The walls of our home carried echoes of slammed doors and raised voices. It was exhausting, but it was also… familiar.
And because I had no other baseline, I assumed this was marriage.
I assumed this was love.
When it ended, I didn’t walk away with clarity. I walked away with questions. If this wasn’t marriage, then what was? If this wasn’t love, then what was love supposed to be?
Carrying Broken Baselines
The danger of not knowing better is that you carry your broken baseline forward.
And I did.
In my next relationship, I showed up already primed for dysfunction. Raised voices didn’t shock me. Manipulation didn’t register as abuse. Instability didn’t send me running.
It felt familiar.
It felt like home.
That’s the trick of inexperience: it convinces you that harm is just part of the package. That pain is the price of love. That chaos is how life works.
And so you stay.
You excuse.
You normalize what should never be normal.
The Weight of Not Knowing
Looking back now, I see it clearly.
Inexperience isn’t just innocence — it’s dangerous.
It makes you vulnerable to other people’s stories.
It makes you mistake silence for rejection.
It makes you mistake fighting for love.
It makes you carry broken patterns, convinced they’re normal.
When you don’t know better, you accept less. You live smaller. You mistake harm for love. You absorb assumptions as truth.
And you don’t realize you’re imprisoned by them until something finally cracks you open.
Next in the Series
In Part 3, I’ll share what happens when inexperience collides with something darker: how gaslighting and repeated harm can train you to normalize abuse until it feels like home.
© 2025 Kimberly Thomas. All rights reserved.

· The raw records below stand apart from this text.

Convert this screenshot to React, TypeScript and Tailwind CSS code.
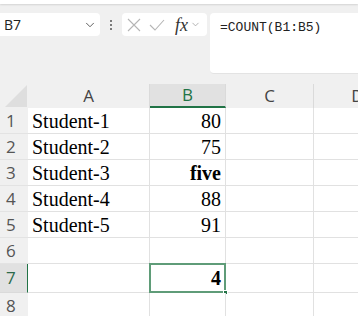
import { ChevronDown } from 'lucide-react';

const cols = [
  { key: 'A', w: 'w-[122px]' },
  { key: 'B', w: 'w-[76px]' },
  { key: 'C', w: 'w-[88px]' },
  { key: 'D', w: 'w-[88px]' },
];

const rows: { n: number; a: string; b: string; bold?: boolean; h: string }[] = [
  { n: 1, a: 'Student-1', b: '80', h: 'h-[26px]' },
  { n: 2, a: 'Student-2', b: '75', h: 'h-[26px]' },
  { n: 3, a: 'Student-3', b: 'five', bold: true, h: 'h-[26px]' },
  { n: 4, a: 'Student-4', b: '88', h: 'h-[26px]' },
  { n: 5, a: 'Student-5', b: '91', h: 'h-[26px]' },
  { n: 6, a: '', b: '', h: 'h-[26px]' },
  { n: 7, a: '', b: '4', bold: true, h: 'h-[29px]' },
  { n: 8, a: '', b: '', h: 'h-[26px]' },
];

const uiFont = "font-['Segoe_UI','Open_Sans',Arial,sans-serif]";
const cellFont = "font-['Liberation_Serif','Times_New_Roman',serif]";

function FormulaBar() {
  return (
    <div className="bg-[#f0f0f0]">
      <div className="h-[4px] bg-white shadow-[0_1px_2px_rgba(0,0,0,0.12)]" />
      <div className="flex items-start h-[80px] pt-[9px]">
        <div className="flex items-center justify-between w-[100px] h-[23px] bg-white rounded-r-[4px] pl-[4px] pr-[3px]">
          <span className={`${uiFont} text-[14px] text-[#222]`}>B7</span>
          <ChevronDown className="w-[14px] h-[14px] text-[#555]" strokeWidth={1.6} />
        </div>
        <div className="flex flex-col items-center justify-center gap-[2px] w-[22px] h-[23px]">
          <span className="w-[2px] h-[2px] bg-[#555] rounded-full" />
          <span className="w-[2px] h-[2px] bg-[#555] rounded-full" />
          <span className="w-[2px] h-[2px] bg-[#555] rounded-full" />
        </div>
        <div className="flex items-center w-[85px] h-[23px] bg-white rounded-[4px] pl-[5px]">
          <svg width="14" height="14" viewBox="0 0 14 14">
            <path d="M1 1 L13 13 M13 1 L1 13" stroke="#b5b5b5" strokeWidth="1.1" fill="none" />
          </svg>
          <svg width="16" height="14" viewBox="0 0 16 14" className="ml-[8px]">
            <path d="M1 7 L6 12 L15 2" stroke="#b5b5b5" strokeWidth="1.1" fill="none" />
          </svg>
          <span className="ml-[10px] font-['Liberation_Serif',serif] italic text-[18px] text-[#333] leading-none">
            fx
          </span>
          <ChevronDown className="ml-[2px] w-[11px] h-[11px] text-[#999]" strokeWidth={1.6} />
        </div>
        <div className="ml-[3px] flex-1 h-[61px] bg-white rounded-l-[4px] border-b border-[#e3e3e3] pl-[10px]">
          <span className="font-['Liberation_Mono',monospace] text-[13px] leading-[24px] text-[#222]">=COUNT(B1:B5)</span>
        </div>
      </div>
    </div>
  );
}

function HeaderRow() {
  return (
    <div className="flex h-[24px] bg-[#f0f0f0]">
      <div className="relative w-[28px] shrink-0">
        <svg width="28" height="24" viewBox="0 0 28 24" className="absolute inset-0">
          <polygon points="5,23 27,23 27,1" fill="#dedede" />
        </svg>
      </div>
      {cols.map((c) => {
        const sel = c.key === 'B';
        return (
          <div
            key={c.key}
            className={`${c.w} shrink-0 flex items-center justify-center border-r border-[#dadada] ${
              sel ? 'bg-[#e1e1e1] border-b-2 border-b-[#217346] text-[#217346]' : 'text-[#444]'
            } ${uiFont} text-[17px]`}
          >
            {c.key}
          </div>
        );
      })}
    </div>
  );
}

function Row({ r }: { r: (typeof rows)[number] }) {
  const sel = r.n === 7;
  return (
    <div className={`flex ${r.h}`}>
      <div
        className={`w-[28px] shrink-0 flex items-center pl-[6px] border-b ${
          sel
            ? 'bg-[#e1e1e1] text-[#2d6a4a] border-r border-r-[#217346] border-b-[#dadada]'
            : 'bg-[#f0f0f0] text-[#555] border-b-[#e3e3e3]'
        } ${uiFont} text-[17px]`}
      >
        {r.n}
      </div>
      <div className={`w-[122px] shrink-0 flex items-center pl-[4px] bg-white border-r border-b border-[#e1e1e1] ${cellFont} text-[20px] text-black`}>
        {r.a}
      </div>
      <div
        className={`relative w-[76px] shrink-0 flex items-center justify-end pr-[4px] bg-white border-r border-b border-[#e1e1e1] ${cellFont} text-[20px] text-black ${
          r.bold ? 'font-bold' : ''
        }`}
      >
        {r.b}
        {sel && (
          <>
            <div className="absolute -left-[1px] -top-[1px] -right-[1px] -bottom-[1px] border-2 border-[#5f9c78]" />
            <div className="absolute -right-[3px] -bottom-[3px] w-[5px] h-[5px] bg-[#217346] border border-white" />
          </>
        )}
      </div>
      <div className="w-[88px] shrink-0 bg-white border-r border-b border-[#e1e1e1]" />
      <div className="w-[88px] shrink-0 bg-white border-b border-[#e1e1e1]" />
    </div>
  );
}

export default function App() {
  return (
    <div className="w-[358px] h-[316px] overflow-hidden bg-white">
      <FormulaBar />
      <HeaderRow />
      {rows.map((r) => (
        <Row key={r.n} r={r} />
      ))}
    </div>
  );
}
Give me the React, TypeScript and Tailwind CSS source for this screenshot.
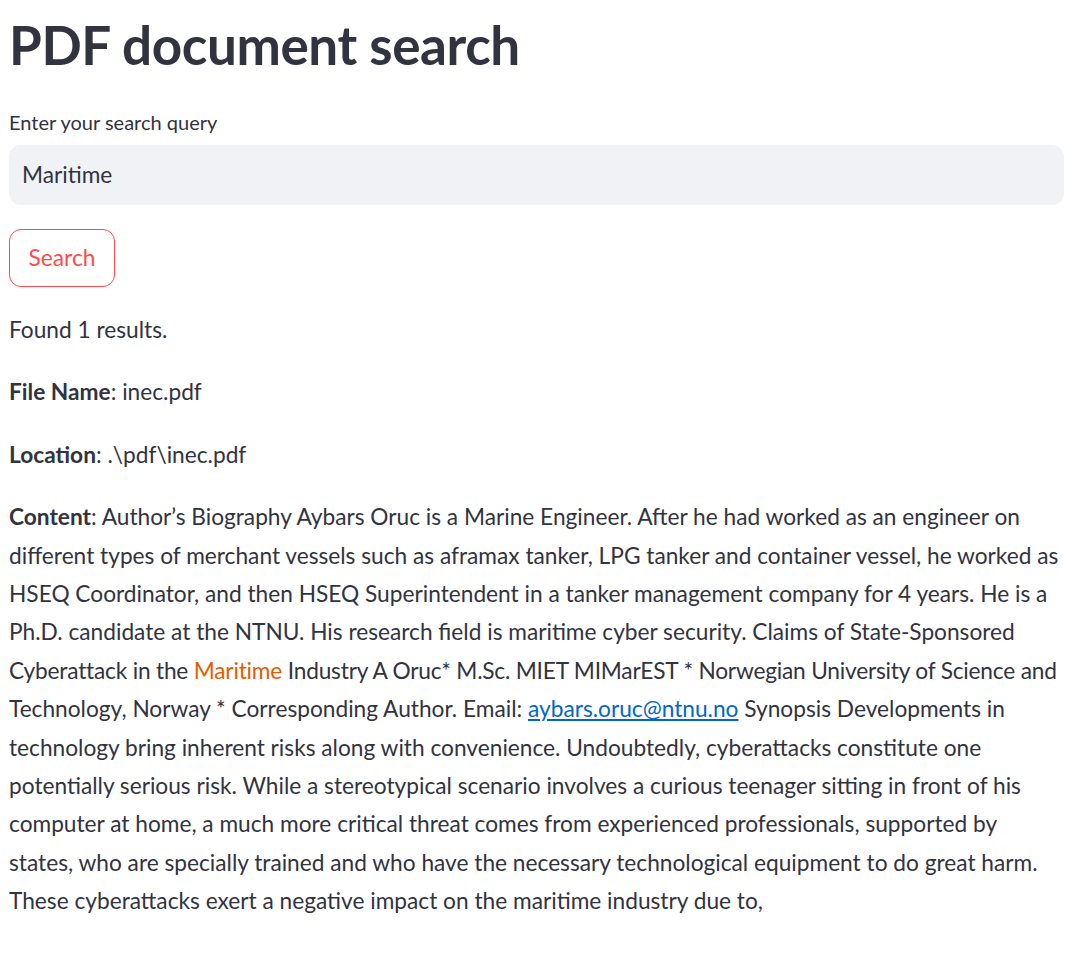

Thank you for reading The Berbly Project. Each essay in this series unpacks how assumptions and inexperience can trap us in stories that were never ours to begin with. Have you ever looked back and realized you were living inside a false narrative — about yourself, or about someone else? I’d love to hear your thoughts in the comments. Let’s start a conversation about the stories that shape us, and the truths that finally set us free.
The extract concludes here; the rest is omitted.